■ **What you are asked to do**
Set down the full listing exactly as given. Any pictures are to be left out.

[Extracted records]

====================

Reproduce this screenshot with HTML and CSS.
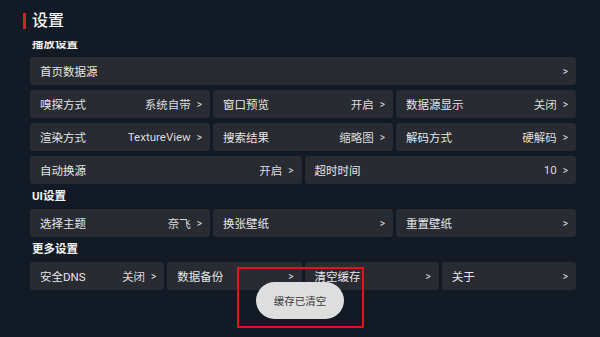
FILE: index.html
```html
<!DOCTYPE html>
<html lang="zh-CN">
<head>
<meta charset="utf-8">
<link rel="stylesheet" href="styles.css">
</head>
<body>
<div class="page">
  <header class="top">
    <span class="bar"></span>
    <h1 class="title">设置</h1>
  </header>
  <div class="scroll">
    <div class="list">
      <div class="sec">播放设置</div>
      <div class="row cols1">
        <div class="card"><span class="label">首页数据源</span><span class="val"></span><span class="arr">&gt;</span></div>
      </div>
      <div class="row cols3">
        <div class="card"><span class="label">嗅探方式</span><span class="val">系统自带</span><span class="arr">&gt;</span></div>
        <div class="card"><span class="label">窗口预览</span><span class="val">开启</span><span class="arr">&gt;</span></div>
        <div class="card"><span class="label">数据源显示</span><span class="val">关闭</span><span class="arr">&gt;</span></div>
      </div>
      <div class="row cols3">
        <div class="card"><span class="label">渲染方式</span><span class="val">TextureView</span><span class="arr">&gt;</span></div>
        <div class="card"><span class="label">搜索结果</span><span class="val">缩略图</span><span class="arr">&gt;</span></div>
        <div class="card"><span class="label">解码方式</span><span class="val">硬解码</span><span class="arr">&gt;</span></div>
      </div>
      <div class="row cols2">
        <div class="card"><span class="label">自动换源</span><span class="val">开启</span><span class="arr">&gt;</span></div>
        <div class="card"><span class="label">超时时间</span><span class="val">10</span><span class="arr">&gt;</span></div>
      </div>
      <div class="sec">UI设置</div>
      <div class="row cols3">
        <div class="card"><span class="label">选择主题</span><span class="val">奈飞</span><span class="arr">&gt;</span></div>
        <div class="card"><span class="label">换张壁纸</span><span class="val"></span><span class="arr">&gt;</span></div>
        <div class="card"><span class="label">重置壁纸</span><span class="val"></span><span class="arr">&gt;</span></div>
      </div>
      <div class="sec">更多设置</div>
      <div class="row cols4">
        <div class="card"><span class="label">安全DNS</span><span class="val">关闭</span><span class="arr">&gt;</span></div>
        <div class="card"><span class="label">数据备份</span><span class="val"></span><span class="arr">&gt;</span></div>
        <div class="card"><span class="label">清空缓存</span><span class="val"></span><span class="arr">&gt;</span></div>
        <div class="card"><span class="label">关于</span><span class="val"></span><span class="arr">&gt;</span></div>
      </div>
    </div>
  </div>
  <div class="focus"></div>
  <div class="toast">缓存已清空</div>
</div>
</body>
</html>
```
FILE: styles.css
```css
* { box-sizing: border-box; }
html, body { margin: 0; padding: 0; }
body {
  background: #121a25;
  font-family: Roboto, "Noto Sans CJK SC", sans-serif;
  color: #e4e4e4;
}
.page {
  position: relative;
  width: 600px;
  height: 337px;
  overflow: hidden;
}
.top {
  height: 41px;
  display: flex;
  align-items: center;
  padding-left: 23px;
}
.bar {
  width: 3px;
  height: 16px;
  background: #d8202a;
  margin-right: 6px;
}
.title {
  margin: 0;
  font-size: 16px;
  font-weight: 500;
  line-height: 20px;
  color: #f4f4f4;
}
.scroll {
  height: 296px;
  overflow: hidden;
  padding: 0 24px 0 30px;
}
.list {
  margin-top: -9px;
  display: flex;
  flex-direction: column;
}
.sec {
  height: 25px;
  line-height: 25px;
  padding-left: 2px;
  font-size: 11.5px;
  font-weight: 700;
  color: #f2f2f2;
}
.row {
  display: grid;
  gap: 3px;
  margin-bottom: 5px;
}
.row:has(+ .sec), .row:last-child { margin-bottom: 0; }
.cols1 { grid-template-columns: 1fr; }
.cols2 { grid-template-columns: 1fr 1fr; }
.cols3 { grid-template-columns: 1fr 1fr 1fr; }
.cols4 { grid-template-columns: 1fr 1fr 1fr 1fr; }
.card {
  height: 28px;
  background: #282b31;
  border-radius: 3px;
  display: flex;
  align-items: center;
  padding: 0 8px 0 10px;
  font-size: 11.5px;
  white-space: nowrap;
}
.label { flex: 1; color: #e6e6e6; }
.val { color: #dcdcdc; }
.arr {
  margin-left: 6px;
  font-size: 10px;
  color: #e0e0e0;
}
.focus {
  position: absolute;
  left: 237px;
  top: 267px;
  width: 127px;
  height: 61px;
  border: 2px solid #e3121b;
}
.toast {
  position: absolute;
  left: 256px;
  top: 282px;
  width: 88px;
  height: 37px;
  border-radius: 18.5px;
  background: #dedede;
  color: #3a3a3a;
  font-size: 10.5px;
  display: flex;
  align-items: center;
  justify-content: center;
  font-family: "Noto Sans CJK SC", sans-serif;
}
```
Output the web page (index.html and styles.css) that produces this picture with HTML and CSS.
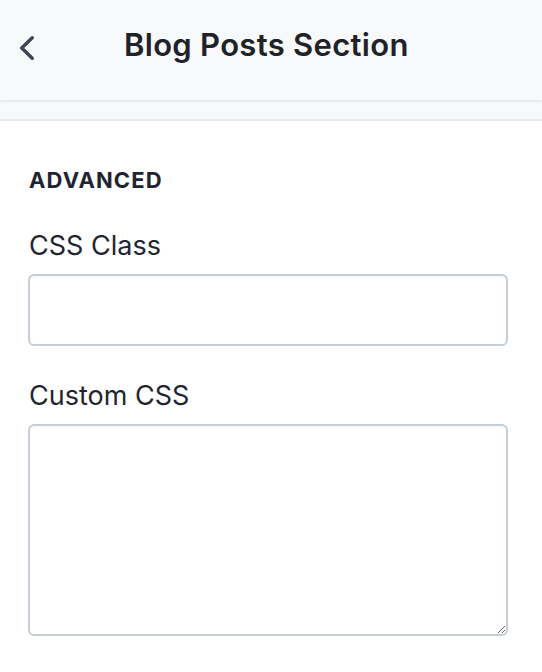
FILE: index.html
```html
<!DOCTYPE html>
<html>
<head>
<meta charset="utf-8">
<link rel="stylesheet" href="styles.css">
</head>
<body>
<header class="header">
  <button class="back" aria-label="Back">
    <svg width="18" height="26" viewBox="0 0 18 26"><path d="M14.25 2.75 L3.75 13 L14.25 23.25" fill="none" stroke="#3c4655" stroke-width="3.5" stroke-linecap="round" stroke-linejoin="round"/></svg>
  </button>
  <h1 class="title">Blog Posts Section</h1>
</header>
<div class="band"></div>
<main class="content">
  <h2 class="section">ADVANCED</h2>
  <label class="field">
    <span class="label">CSS Class</span>
    <input class="input" type="text">
  </label>
  <label class="field">
    <span class="label">Custom CSS</span>
    <textarea class="textarea"></textarea>
  </label>
</main>
</body>
</html>
```
FILE: styles.css
```css
* { box-sizing: border-box; }
html, body { margin: 0; background: #fff; }
body { font-family: Inter, "Noto Sans", sans-serif; color: #1f2530; }
.header {
  height: 100px;
  padding-bottom: 11px;
  background: #f8f9fb;
  display: flex;
  align-items: center;
  position: relative;
  box-shadow: 0 1px 3px rgba(0,0,0,0.12);
  z-index: 1;
}
.back {
  border: 0; background: none; padding: 0;
  margin: 7px 0 0 18px; width: 18px; height: 26px;
  display: flex;
}
.title {
  margin: 0 0 0 88px;
  font-size: 31px;
  line-height: 38px;
  font-weight: 600;
  letter-spacing: 0.3px;
  color: #1f2329;
}
.band {
  height: 21px;
  background: #f8f9fb;
  border-bottom: 2px solid #e6e9ed;
}
.content { padding: 45px 28px 0 28px; }
.section {
  margin: 0 0 35px 1px;
  font-size: 22px;
  line-height: 28px;
  font-weight: 700;
  letter-spacing: 1.1px;
  color: #1f2530;
}
.field { display: flex; flex-direction: column; margin-bottom: 33px; }
.label {
  font-size: 27px;
  line-height: 33px;
  margin-left: 1px;
  margin-bottom: 12px;
  color: #1f2530;
}
.input, .textarea {
  width: 480px;
  border: 2px solid #c3ced8;
  border-radius: 6px;
  background: #fff;
  box-shadow: inset 0 2px 2px rgba(0,0,0,0.03);
  font: inherit;
  outline: none;
}
.input { height: 72px; }
.textarea { height: 212px; display: block; }
```
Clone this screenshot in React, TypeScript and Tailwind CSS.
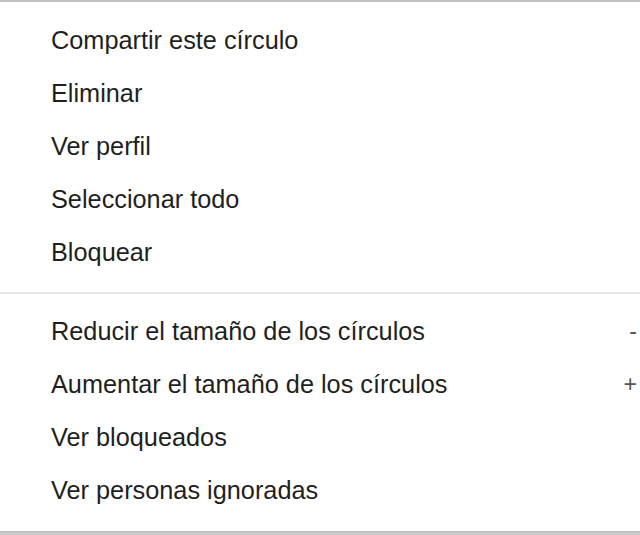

====================

■ **Answer to this task**
Reproduce this screenshot with HTML and CSS.
FILE: index.html
```html
<!DOCTYPE html>
<html lang="zh-CN">
<head>
<meta charset="utf-8">
<link rel="stylesheet" href="styles.css">
</head>
<body>
<div class="page">
  <header class="top">
    <span class="bar"></span>
    <h1 class="title">设置</h1>
  </header>
  <div class="scroll">
    <div class="list">
      <div class="sec">播放设置</div>
      <div class="row cols1">
        <div class="card"><span class="label">首页数据源</span><span class="val"></span><span class="arr">&gt;</span></div>
      </div>
      <div class="row cols3">
        <div class="card"><span class="label">嗅探方式</span><span class="val">系统自带</span><span class="arr">&gt;</span></div>
        <div class="card"><span class="label">窗口预览</span><span class="val">开启</span><span class="arr">&gt;</span></div>
        <div class="card"><span class="label">数据源显示</span><span class="val">关闭</span><span class="arr">&gt;</span></div>
      </div>
      <div class="row cols3">
        <div class="card"><span class="label">渲染方式</span><span class="val">TextureView</span><span class="arr">&gt;</span></div>
        <div class="card"><span class="label">搜索结果</span><span class="val">缩略图</span><span class="arr">&gt;</span></div>
        <div class="card"><span class="label">解码方式</span><span class="val">硬解码</span><span class="arr">&gt;</span></div>
      </div>
      <div class="row cols2">
        <div class="card"><span class="label">自动换源</span><span class="val">开启</span><span class="arr">&gt;</span></div>
        <div class="card"><span class="label">超时时间</span><span class="val">10</span><span class="arr">&gt;</span></div>
      </div>
      <div class="sec">UI设置</div>
      <div class="row cols3">
        <div class="card"><span class="label">选择主题</span><span class="val">奈飞</span><span class="arr">&gt;</span></div>
        <div class="card"><span class="label">换张壁纸</span><span class="val"></span><span class="arr">&gt;</span></div>
        <div class="card"><span class="label">重置壁纸</span><span class="val"></span><span class="arr">&gt;</span></div>
      </div>
      <div class="sec">更多设置</div>
      <div class="row cols4">
        <div class="card"><span class="label">安全DNS</span><span class="val">关闭</span><span class="arr">&gt;</span></div>
        <div class="card"><span class="label">数据备份</span><span class="val"></span><span class="arr">&gt;</span></div>
        <div class="card"><span class="label">清空缓存</span><span class="val"></span><span class="arr">&gt;</span></div>
        <div class="card"><span class="label">关于</span><span class="val"></span><span class="arr">&gt;</span></div>
      </div>
    </div>
  </div>
  <div class="focus"></div>
  <div class="toast">缓存已清空</div>
</div>
</body>
</html>
```
FILE: styles.css
```css
* { box-sizing: border-box; }
html, body { margin: 0; padding: 0; }
body {
  background: #121a25;
  font-family: Roboto, "Noto Sans CJK SC", sans-serif;
  color: #e4e4e4;
}
.page {
  position: relative;
  width: 600px;
  height: 337px;
  overflow: hidden;
}
.top {
  height: 41px;
  display: flex;
  align-items: center;
  padding-left: 23px;
}
.bar {
  width: 3px;
  height: 16px;
  background: #d8202a;
  margin-right: 6px;
}
.title {
  margin: 0;
  font-size: 16px;
  font-weight: 500;
  line-height: 20px;
  color: #f4f4f4;
}
.scroll {
  height: 296px;
  overflow: hidden;
  padding: 0 24px 0 30px;
}
.list {
  margin-top: -9px;
  display: flex;
  flex-direction: column;
}
.sec {
  height: 25px;
  line-height: 25px;
  padding-left: 2px;
  font-size: 11.5px;
  font-weight: 700;
  color: #f2f2f2;
}
.row {
  display: grid;
  gap: 3px;
  margin-bottom: 5px;
}
.row:has(+ .sec), .row:last-child { margin-bottom: 0; }
.cols1 { grid-template-columns: 1fr; }
.cols2 { grid-template-columns: 1fr 1fr; }
.cols3 { grid-template-columns: 1fr 1fr 1fr; }
.cols4 { grid-template-columns: 1fr 1fr 1fr 1fr; }
.card {
  height: 28px;
  background: #282b31;
  border-radius: 3px;
  display: flex;
  align-items: center;
  padding: 0 8px 0 10px;
  font-size: 11.5px;
  white-space: nowrap;
}
.label { flex: 1; color: #e6e6e6; }
.val { color: #dcdcdc; }
.arr {
  margin-left: 6px;
  font-size: 10px;
  color: #e0e0e0;
}
.focus {
  position: absolute;
  left: 237px;
  top: 267px;
  width: 127px;
  height: 61px;
  border: 2px solid #e3121b;
}
.toast {
  position: absolute;
  left: 256px;
  top: 282px;
  width: 88px;
  height: 37px;
  border-radius: 18.5px;
  background: #dedede;
  color: #3a3a3a;
  font-size: 10.5px;
  display: flex;
  align-items: center;
  justify-content: center;
  font-family: "Noto Sans CJK SC", sans-serif;
}
```
Output the web page (index.html and styles.css) that produces this picture with HTML and CSS.
FILE: index.html
```html
<!DOCTYPE html>
<html>
<head>
<meta charset="utf-8">
<link rel="stylesheet" href="styles.css">
</head>
<body>
<header class="header">
  <button class="back" aria-label="Back">
    <svg width="18" height="26" viewBox="0 0 18 26"><path d="M14.25 2.75 L3.75 13 L14.25 23.25" fill="none" stroke="#3c4655" stroke-width="3.5" stroke-linecap="round" stroke-linejoin="round"/></svg>
  </button>
  <h1 class="title">Blog Posts Section</h1>
</header>
<div class="band"></div>
<main class="content">
  <h2 class="section">ADVANCED</h2>
  <label class="field">
    <span class="label">CSS Class</span>
    <input class="input" type="text">
  </label>
  <label class="field">
    <span class="label">Custom CSS</span>
    <textarea class="textarea"></textarea>
  </label>
</main>
</body>
</html>
```
FILE: styles.css
```css
* { box-sizing: border-box; }
html, body { margin: 0; background: #fff; }
body { font-family: Inter, "Noto Sans", sans-serif; color: #1f2530; }
.header {
  height: 100px;
  padding-bottom: 11px;
  background: #f8f9fb;
  display: flex;
  align-items: center;
  position: relative;
  box-shadow: 0 1px 3px rgba(0,0,0,0.12);
  z-index: 1;
}
.back {
  border: 0; background: none; padding: 0;
  margin: 7px 0 0 18px; width: 18px; height: 26px;
  display: flex;
}
.title {
  margin: 0 0 0 88px;
  font-size: 31px;
  line-height: 38px;
  font-weight: 600;
  letter-spacing: 0.3px;
  color: #1f2329;
}
.band {
  height: 21px;
  background: #f8f9fb;
  border-bottom: 2px solid #e6e9ed;
}
.content { padding: 45px 28px 0 28px; }
.section {
  margin: 0 0 35px 1px;
  font-size: 22px;
  line-height: 28px;
  font-weight: 700;
  letter-spacing: 1.1px;
  color: #1f2530;
}
.field { display: flex; flex-direction: column; margin-bottom: 33px; }
.label {
  font-size: 27px;
  line-height: 33px;
  margin-left: 1px;
  margin-bottom: 12px;
  color: #1f2530;
}
.input, .textarea {
  width: 480px;
  border: 2px solid #c3ced8;
  border-radius: 6px;
  background: #fff;
  box-shadow: inset 0 2px 2px rgba(0,0,0,0.03);
  font: inherit;
  outline: none;
}
.input { height: 72px; }
.textarea { height: 212px; display: block; }
```
Clone this screenshot in React, TypeScript and Tailwind CSS.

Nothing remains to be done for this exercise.